Leonid Shvetsov was at it again in 2008, destroying his opposition as he won by almost 14 minutes over second-placed Jaroslaw Janicki and set a new up run record of 5:24.48 to better the record set by Vladimir Kotov in 2000.
STEPHEN MUZHINGI
Stephen Muzhingi became the first Zimbabwean winner of the Comrades in 2009 in the second fastest time ever recorded: five hours, 23 minutes and 27 seconds.
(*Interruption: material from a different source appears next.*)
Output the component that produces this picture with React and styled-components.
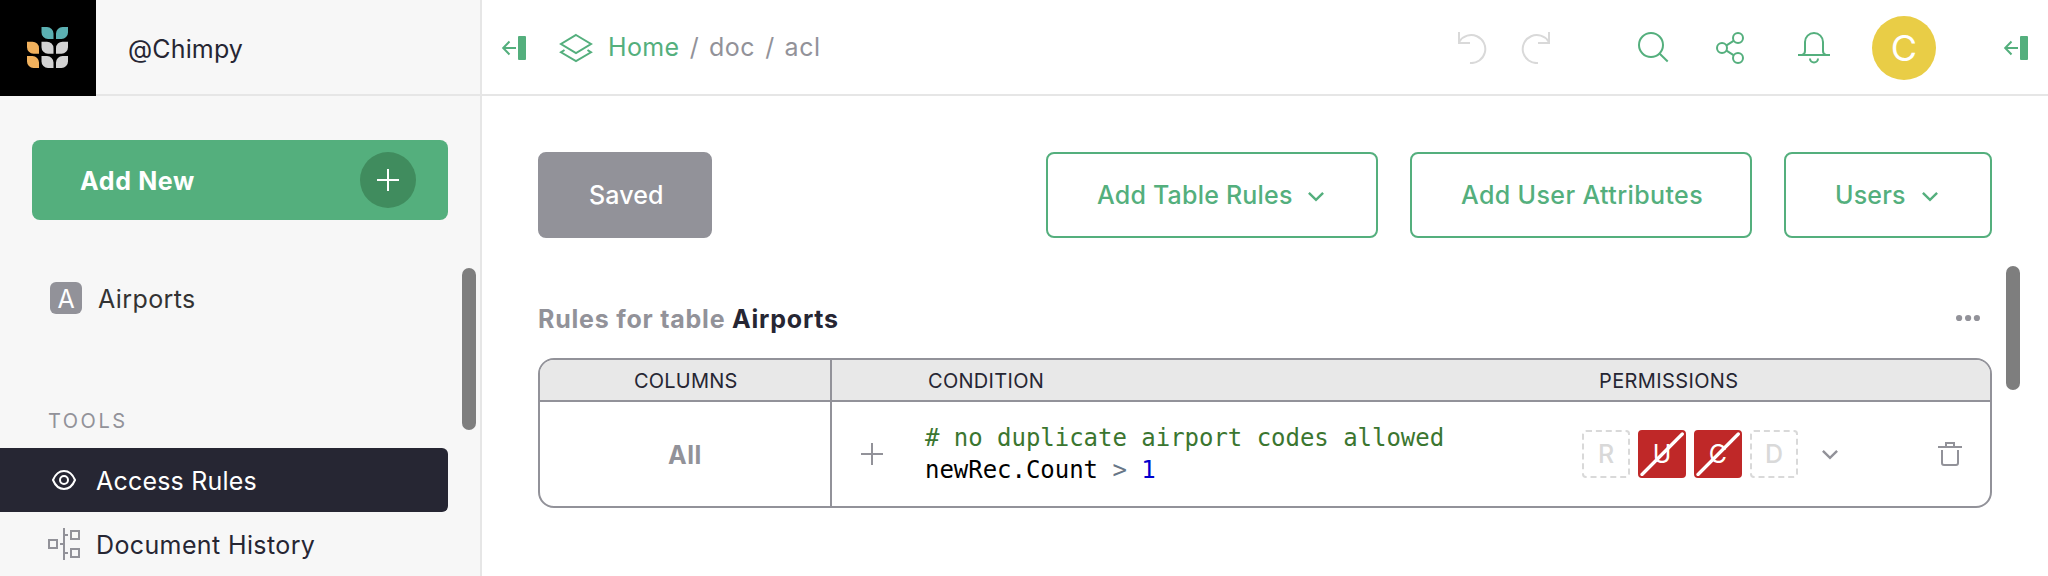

Shvetsov, going for his third win in succession, was struck by cramps nine kilometres from the finish and had to settle for second.
In 2010 Zimbabwe's Stephen Muzhingi repeated as the men's champion, winning in 5:29:01. South Africans Ludwick Mamabolo and Sergio Motsoeneng finished in second and third as local athletes finished in eight of the top 10 places.
Muzhingi proved to be a formidable competitor on the "up" run too in 2011. He paced himself well and pulled clear 14 kilometres from the end before going on to victory in 5:32.45.
His win marked the first time since Bruce Fordyce in the 1980s that a male runner had won the Comrades three years in succession.